A the time of this writing, Event Driven .NET has impemented the DDD, CQRS, Event Bus and Sagas layers. The following layers are on the roadmap to be completed subsequently.

• Event Sourcing: This will provide the ability to treat domain events as the source of truth for a system, so that services are no longer directly responsible for reversing persistence should event publishing fail. Event sourcing also provides built-in audit trail and replay capabilities.
• Event Streams: This will support real-time data analysis and transformation by means of a durable, append-only message broker, such as Apache Kafka or Amazon Kinesis.

Summary

Event Driven .NET provides a platform for building event-driven microservices. Its purpose is to make it easier for .NET developers to build distributed systems which deliver on the promise of microservices for parallel multi-team development, deploying those services at different times, and scaling them independently to meet varying levels of demand in a cost-efficient manner.

Event Driven .NET accomplishes this by providing abstractions, libraries and reference architectures for building microservices that are appropriately scoped within a bounded context and that use events to communicate with one another asynchronously over an event bus abstraction.
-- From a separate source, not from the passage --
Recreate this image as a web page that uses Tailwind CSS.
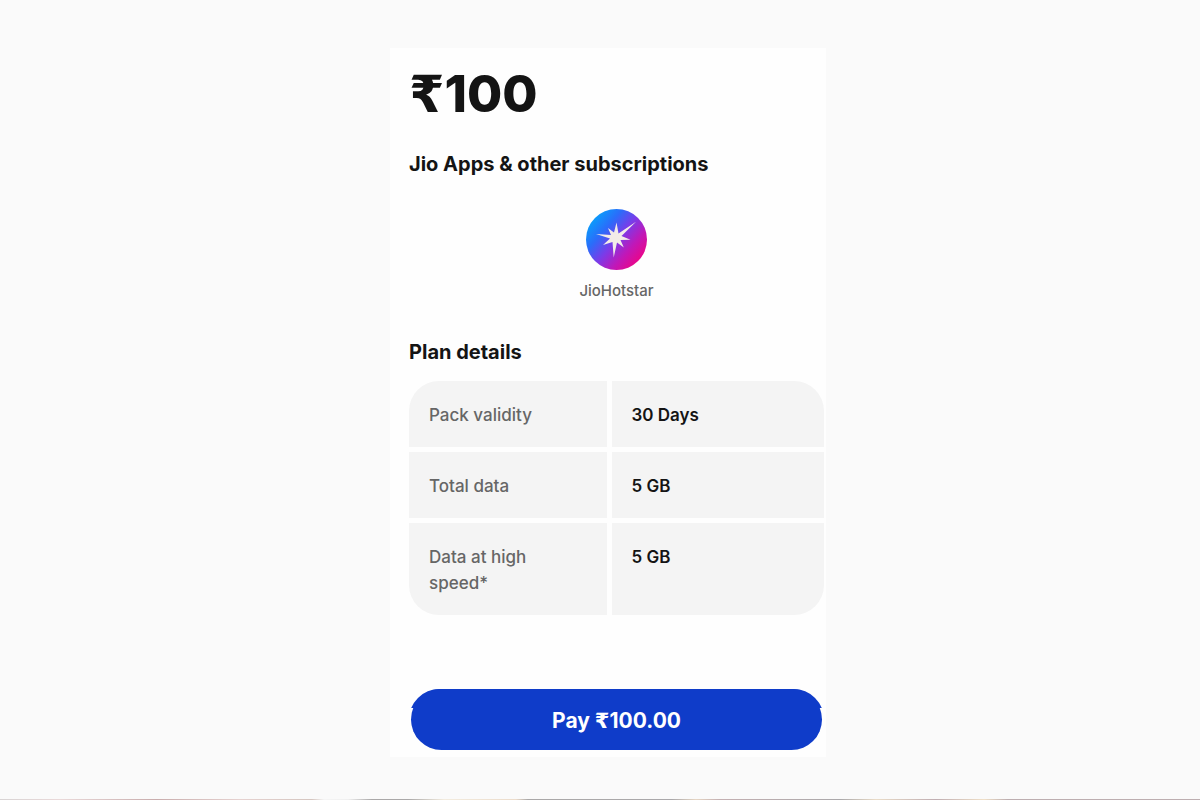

The event bus leverages Dapr as an application-level service mesh, enabling idempotency and schema validation as it abstracts away the underlying message broker.

Finally, Event Driven .NET builds on the foundation of DDD with layers for CQRS to allow for read-write optimizations, Sagas for modern “distributed transactions” based on eventual consistency, Event Sourcing for audit trail and transactional publishing, and Event Streams for real-time message processing.

To get started with Event Driven.NET, pay a visit to the Reference Architecture repository, where you can follow steps in the Development Guide to build event-drive microservices that are both highly maintainable and scalable.

Now go forth and build microservices with confidence!